The Muck Rack blog gathers ‘em, I break ‘em down.

Catch up on past editions: March, February, January

See a three-year quantitative analysis of journalists’ complaints on Twitter here.

Celebrating two years of these monthly articles – also celebrating a significant decline in the number of complaints about cannabis pitches (but still a thing, see below).


Never automate pitch customization – or you might pitch a weight loss story to a reporter with an eating disorder!

What’s happening here is some PR person (props to Kelsey for not naming them) ran a database search for articles or tweets that mentioned some terms related to weight loss or diets. And then set up a blast pitch to everyone who authored one. In hindsight, you can see how a computer might not be able to tell the difference between a dieting tweet/article vs. a vulnerable post dealing with thoughts related to eating disorders. But that’s why you don’t leave your crucial relationship-building work to a computer! These are human beings we’re trying to connect with. They deserve you at least vetting each post that you’re mentioning to make sure it’s actually relevant. Because you don’t get the benefit of hindsight on your next pitch – you won’t think of the unique case where your otherwise harmless pitch could actually be hurtful or offensive.

This one isn’t offensive, just wrong. I love that Jim is asking for receipts. Not that I’m anywhere close to the pitch volume of the money editor at CNBC, but I’ve started getting blast pitches because of the articles I write for this site. They are all looking for SEO-juicing backlinks to the most random and unrelated of articles. I have a canned reply: “I’m curious why you feel your site would be interesting to my audience of PR professionals?” I’m probably going to give ten bucks to the first person who owns it and replies with “my bad.” So far it’s been 0 for about 100.


You knew this was coming – Tweets about Pitches about The Slap

Finally, a journalist who sees both sides!

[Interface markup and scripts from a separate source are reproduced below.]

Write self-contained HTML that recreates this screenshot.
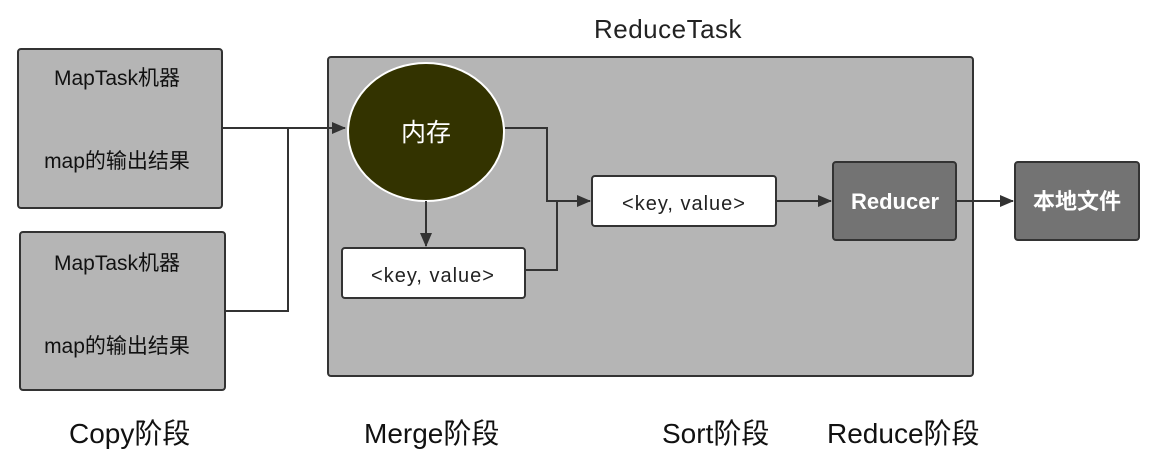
<!DOCTYPE html>
<html><head><meta charset="utf-8"><style>
body{margin:0;background:#fff;width:1157px;height:463px;overflow:hidden}
text{font-family:"Liberation Sans","Noto Sans CJK SC",sans-serif}
</style></head><body>
<svg width="1157" height="463" viewBox="0 0 1157 463" xmlns="http://www.w3.org/2000/svg">
<defs><marker id="a" markerWidth="14" markerHeight="12" refX="13" refY="6" orient="auto" markerUnits="userSpaceOnUse"><path d="M0,0 L14,6 L0,12 Z" fill="#333"/></marker></defs>
<text x="668" y="38" font-size="26" text-anchor="middle" fill="#222" letter-spacing="0.5">ReduceTask</text>
<rect x="18" y="49" width="204" height="159" rx="3" fill="#b5b5b5" stroke="#333" stroke-width="2"/>
<rect x="20" y="232" width="205" height="158" rx="3" fill="#b5b5b5" stroke="#333" stroke-width="2"/>
<text x="117" y="85" font-size="21" text-anchor="middle" fill="#111">MapTask机器</text>
<text x="117" y="168" font-size="21" text-anchor="middle" fill="#111">map的输出结果</text>
<text x="117" y="270" font-size="21" text-anchor="middle" fill="#111">MapTask机器</text>
<text x="117" y="353" font-size="21" text-anchor="middle" fill="#111">map的输出结果</text>
<rect x="328" y="57" width="645" height="319" rx="3" fill="#b5b5b5" stroke="#333" stroke-width="2"/>
<path d="M222,128 H345" stroke="#333" stroke-width="2" fill="none" marker-end="url(#a)"/>
<path d="M225,311 H288 V128" stroke="#333" stroke-width="2" fill="none"/>
<ellipse cx="426" cy="132" rx="78" ry="69" fill="#333300" stroke="#fff" stroke-width="2"/>
<text x="426" y="141" font-size="25" text-anchor="middle" fill="#fff">内存</text>
<path d="M426,201 V246" stroke="#333" stroke-width="2" fill="none" marker-end="url(#a)"/>
<path d="M505,128 H547 V201 H590" stroke="#333" stroke-width="2" fill="none" marker-end="url(#a)"/>
<path d="M525,270 H557 V201" stroke="#333" stroke-width="2" fill="none"/>
<rect x="342" y="248" width="183" height="50" rx="3" fill="#fff" stroke="#333" stroke-width="2"/>
<text x="433" y="282" font-size="20" text-anchor="middle" fill="#222" letter-spacing="1">&lt;key, value&gt;</text>
<rect x="592" y="176" width="184" height="50" rx="3" fill="#fff" stroke="#333" stroke-width="2"/>
<text x="684" y="210" font-size="20" text-anchor="middle" fill="#222" letter-spacing="1">&lt;key, value&gt;</text>
<path d="M776,201 H831" stroke="#333" stroke-width="2" fill="none" marker-end="url(#a)"/>
<rect x="833" y="162" width="123" height="78" rx="3" fill="#737373" stroke="#333" stroke-width="2"/>
<text x="895" y="209" font-size="22" font-weight="bold" text-anchor="middle" fill="#fff">Reducer</text>
<path d="M956,201 H1013" stroke="#333" stroke-width="2" fill="none" marker-end="url(#a)"/>
<rect x="1015" y="162" width="124" height="78" rx="3" fill="#737373" stroke="#333" stroke-width="2"/>
<text x="1077" y="209" font-size="22" font-weight="bold" text-anchor="middle" fill="#fff">本地文件</text>
<g font-size="28" fill="#111">
<text x="69" y="443">Copy阶段</text>
<text x="364" y="443">Merge阶段</text>
<text x="662" y="443">Sort阶段</text>
<text x="827" y="443">Reduce阶段</text>
</g>
</svg>
</body></html>
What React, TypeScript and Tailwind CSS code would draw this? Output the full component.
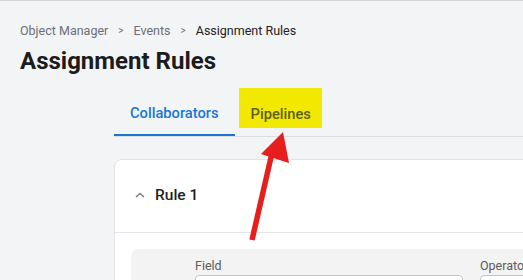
import React from "react";

export default function App() {
  return (
    <div className="relative w-[523px] h-[280px] overflow-hidden bg-[#f3f4f6] border-t border-[#d6d6da] font-['Roboto',sans-serif]">
      {/* Header */}
      <div className="px-5 pt-[22px]">
        <div className="flex items-center gap-[10px] text-[12.5px] leading-4 text-[#6b6f76]">
          <span>Object Manager</span>
          <span className="text-[10px]">&gt;</span>
          <span>Events</span>
          <span className="text-[10px]">&gt;</span>
          <span className="text-[#222]">Assignment Rules</span>
        </div>
        <h1 className="mt-[8px] text-[24px] leading-7 font-bold text-[#1c1c1c]">
          Assignment Rules
        </h1>
      </div>

      {/* Tabs */}
      <div className="ml-[114px] mt-[13px] w-[600px]">
        <div className="flex border-b border-[#dcdde0]">
          <div className="h-12 px-4 flex items-center border-b-2 border-[#1976d2] text-[14.7px] font-medium text-[#1976d2] pt-[4px]">
            Collaborators
          </div>
          <div className="relative h-12 px-4 flex items-center text-[14.7px] font-medium text-[#5e5e10] pt-[4px]">
            <div className="absolute left-[4px] top-0 w-[83px] h-[40px] bg-[#f3e900]" />
            <span className="relative">Pipelines</span>
          </div>
        </div>

        {/* Card */}
        <div className="mt-[22px] w-[600px] bg-white border border-[#e2e3e6] rounded-lg">
          <div className="h-[73px] flex items-center pl-5 border-b border-[#e4e5e8]">
            <svg width="10" height="6" viewBox="0 0 10 6" className="mt-[-2px]">
              <path d="M1 5 L5 1.5 L9 5" fill="none" stroke="#7a7a7a" strokeWidth="1.4" />
            </svg>
            <span className="ml-[10px] text-[15.5px] font-medium text-[#1f1f1f]">Rule 1</span>
          </div>
          <div className="px-4 pt-4">
            <div className="bg-[#f3f3f4] rounded-lg h-[60px] pl-16 pt-[9px] flex gap-[17px]">
              <div className="w-[268px] shrink-0">
                <div className="text-[12.5px] leading-4 text-[#5b5b5b]">Field</div>
                <div className="mt-[1px] h-8 bg-white border border-[#c4c4c4] rounded" />
              </div>
              <div className="w-[200px] shrink-0">
                <div className="text-[12.5px] leading-4 text-[#5b5b5b]">Operator</div>
                <div className="mt-[1px] h-8 bg-white border border-[#c4c4c4] rounded" />
              </div>
            </div>
          </div>
        </div>
      </div>

      {/* Annotation arrow */}
      <svg className="absolute left-0 top-0 pointer-events-none" width="523" height="280">
        <line x1="252" y1="239" x2="272" y2="152" stroke="#e81d1d" strokeWidth="5.5" />
        <polygon points="283,131 261,153 289,162" fill="#e81d1d" />
      </svg>
    </div>
  );
}
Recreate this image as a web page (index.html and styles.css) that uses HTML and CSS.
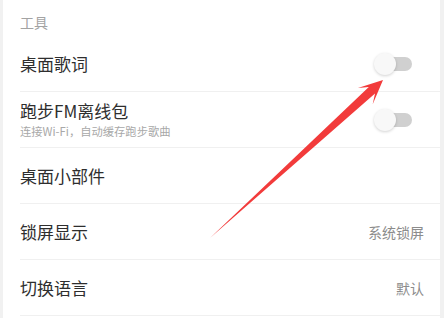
FILE: index.html
```html
<!DOCTYPE html>
<html lang="zh-CN">
<head>
  <meta charset="UTF-8" />
  <meta name="viewport" content="width=device-width, initial-scale=1.0"/>
  <title>设置</title>
  <link rel="stylesheet" href="styles.css">
</head>
<body>

  <div class="panel">
    <div class="section-title">工具</div>

    <div class="row">
      <div class="row-text">
        <div class="row-title">桌面歌词</div>
      </div>
      <div class="switch"><span class="knob"></span></div>
    </div>

    <div class="row">
      <div class="row-text">
        <div class="row-title">跑步FM离线包</div>
        <div class="row-sub">连接Wi-Fi，自动缓存跑步歌曲</div>
      </div>
      <div class="switch"><span class="knob"></span></div>
    </div>

    <div class="row">
      <div class="row-text">
        <div class="row-title">桌面小部件</div>
      </div>
    </div>

    <div class="row">
      <div class="row-text">
        <div class="row-title">锁屏显示</div>
      </div>
      <div class="row-value">系统锁屏</div>
    </div>

    <div class="row">
      <div class="row-text">
        <div class="row-title">切换语言</div>
      </div>
      <div class="row-value">默认</div>
    </div>
  </div>

  <svg class="arrow" width="444" height="318" viewBox="0 0 444 318">
    <polygon points="210,238 368.8,87 357.9,88.1 383,80 372.7,104.3 375,93.5" fill="#f23b3b"/>
  </svg>

</body>
</html>
```

FILE: styles.css
```css
* {
  box-sizing: border-box;
}

body {
  margin: 0;
  background-color: #f1f1f1;
  font-family: "Noto Sans CJK SC", "Noto Sans", sans-serif;
  width: 444px;
  height: 318px;
  overflow: hidden;
  position: relative;
}

.panel {
  margin: 0 4px 0 3px;
  background-color: #fff;
  height: 318px;
}

.section-title {
  height: 36px;
  padding: 13px 0 0 17px;
  font-size: 14px;
  line-height: 18px;
  color: #a3a3a3;
}

.row {
  height: 56px;
  margin-left: 17px;
  padding-right: 16px;
  border-bottom: 1px solid #f0f0f0;
  display: flex;
  align-items: center;
  justify-content: space-between;
}

.row-title {
  font-size: 17px;
  line-height: 22px;
  color: #2e2e2e;
}

.row-sub {
  font-size: 11.3px;
  line-height: 15px;
  margin-top: 2px;
  color: #a8a8a8;
}

.row-value {
  font-size: 14px;
  color: #8c8c8c;
}

.switch {
  position: relative;
  width: 38px;
  height: 24px;
  margin-right: 12px;
}

.switch::before {
  content: "";
  position: absolute;
  left: 4px;
  top: 5px;
  width: 34px;
  height: 14px;
  border-radius: 7px;
  background-color: #d0d0d0;
}

.knob {
  position: absolute;
  left: 0;
  top: 1px;
  width: 22px;
  height: 22px;
  border-radius: 50%;
  background-color: #f8f8f8;
  box-shadow: 0 1px 3px rgba(0, 0, 0, 0.18);
}

.arrow {
  position: absolute;
  top: 0;
  left: 0;
}
```
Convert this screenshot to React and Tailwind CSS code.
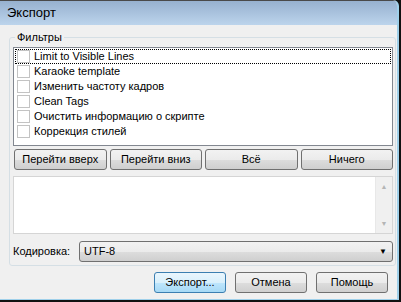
import { useState } from 'react'

const font = { fontFamily: '"Liberation Sans", Arial, sans-serif' }

const items = [
  'Limit to Visible Lines',
  'Karaoke template',
  'Изменить частоту кадров',
  'Clean Tags',
  'Очистить информацию о скрипте',
  'Коррекция стилей',
]

const Button = ({ children, primary = false, className = '' }) => (
  <button
    className={`h-[21px] rounded-[3px] border text-[11px] leading-none text-black ${
      primary
        ? 'border-[#3c7fb1] bg-[linear-gradient(#eaf6fd_0%,#d9f0fc_50%,#bee6fd_51%,#a7d9f5_100%)]'
        : 'border-[#707070] bg-[linear-gradient(#f2f2f2_0%,#ebebeb_50%,#dddddd_51%,#cfcfcf_100%)]'
    } ${className}`}
  >
    {children}
  </button>
)

const ListRow = ({ label, focused }) => {
  const [checked, setChecked] = useState(false)
  return (
    <div
      onClick={() => setChecked(!checked)}
      className={`flex h-[15px] items-center gap-[4px] pl-[2px] ${focused ? 'outline outline-1 outline-dotted outline-black -outline-offset-1' : ''}`}
    >
      <span className="flex h-[13px] w-[13px] shrink-0 items-center justify-center border border-[#c3c3c3] bg-white text-[10px] leading-none">
        {checked ? '✓' : ''}
      </span>
      <span className="text-[11px] leading-none text-black">{label}</span>
    </div>
  )
}

export default function App() {
  return (
    <div className="h-[302px] w-[401px] overflow-hidden bg-[#111]" style={font}>
      <div className="flex h-[300px] w-[399px] flex-col overflow-hidden rounded-tr-[6px] border-r-2 border-b border-[#9fd0ea] bg-[#f0f0f0]">
        {/* title bar */}
        <div className="flex h-[25px] shrink-0 items-center border-t border-[#4a4a4a] bg-[linear-gradient(#97b1cf,#bcd4ec)] pl-[7px] text-[13px] text-black">
          Экспорт
        </div>

        <div className="flex flex-col pl-[9px] pr-[1px]">
          <fieldset className="mt-[5px] rounded-[3px] border border-[#d5dfe5] pt-[3px] pr-[2px] pb-[3px] pl-[3px]">
            <legend className="ml-[2px] px-[2px] text-[11px] leading-[14px] text-black">Фильтры</legend>

            {/* check list */}
            <div className="h-[99px] w-[380px] border border-[#828790] bg-white pt-[1px] pl-[1px] pr-[1px]">
              {items.map((t, i) => (
                <ListRow key={t} label={t} focused={i === 0} />
              ))}
            </div>

            <div className="mt-[3px] grid w-[380px] grid-cols-4 gap-[3px] pl-[1px]">
              <Button>Перейти вверх</Button>
              <Button>Перейти вниз</Button>
              <Button>Всё</Button>
              <Button>Ничего</Button>
            </div>

            {/* info text area */}
            <div className="mt-[6px] flex h-[58px] w-[380px] border border-[#d5d5d5] bg-white">
              <div className="flex-1" />
              <div className="flex w-[17px] flex-col items-center justify-between border-l border-[#e8e8e8] bg-[#f0f0f0] py-[6px] text-[7px] leading-none text-[#b5b5b5]">
                <span>▲</span>
                <span>▼</span>
              </div>
            </div>

            <div className="mt-[7px] flex items-center">
              <span className="w-[66px] text-[11px] text-black">Кодировка:</span>
              <div className="flex h-[21px] flex-1 items-center justify-between rounded-[3px] border border-[#707070] bg-[linear-gradient(#f2f2f2_0%,#ebebeb_50%,#dddddd_51%,#cfcfcf_100%)] pr-[5px] pl-[4px] text-[11px] text-black">
                <span>UTF-8</span>
                <span className="text-[8px]">▼</span>
              </div>
            </div>
          </fieldset>

          <div className="mt-[6px] flex justify-end gap-[9px] pr-[8px]">
            <Button primary className="w-[72px]">Экспорт...</Button>
            <Button className="w-[72px]">Отмена</Button>
            <Button className="w-[72px]">Помощь</Button>
          </div>
        </div>
      </div>
    </div>
  )
}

Virtually every month we’ve got a tweet in here complaining about receiving pitches about some cultural phenomenon that the tweeter thinks is not newsworthy. Except that jillions of other journalists are covering it. Julie acknowledges this negative self-perpetuating cycle and does her part to slow it down.

Boxing odds – actually newsworthy

These odds were actually newsworthy for about 30 minutes the morning after. Announced by a well-known oddsmaker in a keen act of newsjacking.

You know it was bad when a gadget reporter feels compelled to join in


There can be no sympathetic explanation for this

I feel like I understand what’s behind the curtain on media pitching campaigns pretty well, and I can’t conjure any scenario that makes this understandable. Either multiple people on the same team are pitching the same journalists (easily avoided), or one person is clicking “send” and maybe their software isn’t showing that the pitch went out? Or maybe the journalist has multiple email addresses that all forward to the same inbox.

And Dave’s tweet has another layer to it – he’s a climate reporter, but he’s never written a piece with an Earth Day tie. Lots of journalists do tie into the usual time elements associated with their beats, but a meaningful portion of them (see some more below) view such promotional “holidays” as hollow and beneath them. Super easy to tell the difference – just search their past work for the name of the holiday, like “Earth Day.” If you see zero results, don’t send the pitch to Dave. Or rework it so it doesn’t rely on the holiday.


Too many pitches about 4/20


Cherish the valuable real estate at the top of the pitch

At first glance I thought this was yet another mail-merge fail, and I thought it was kinda harsh that he didn’t redact the agency that sent it. Then I was like, wait, they put their logo at the top of the pitch? It appears to be a template they use regularly. Not recommended. After the subject line, the first line of your pitch is the most important part. If the initial thing a journalist sees is an unfamiliar logo (for a PR agency, no less), their curiosity about what comes next will drop almost to zero. If you must include your agency name and logo, put it in the signature.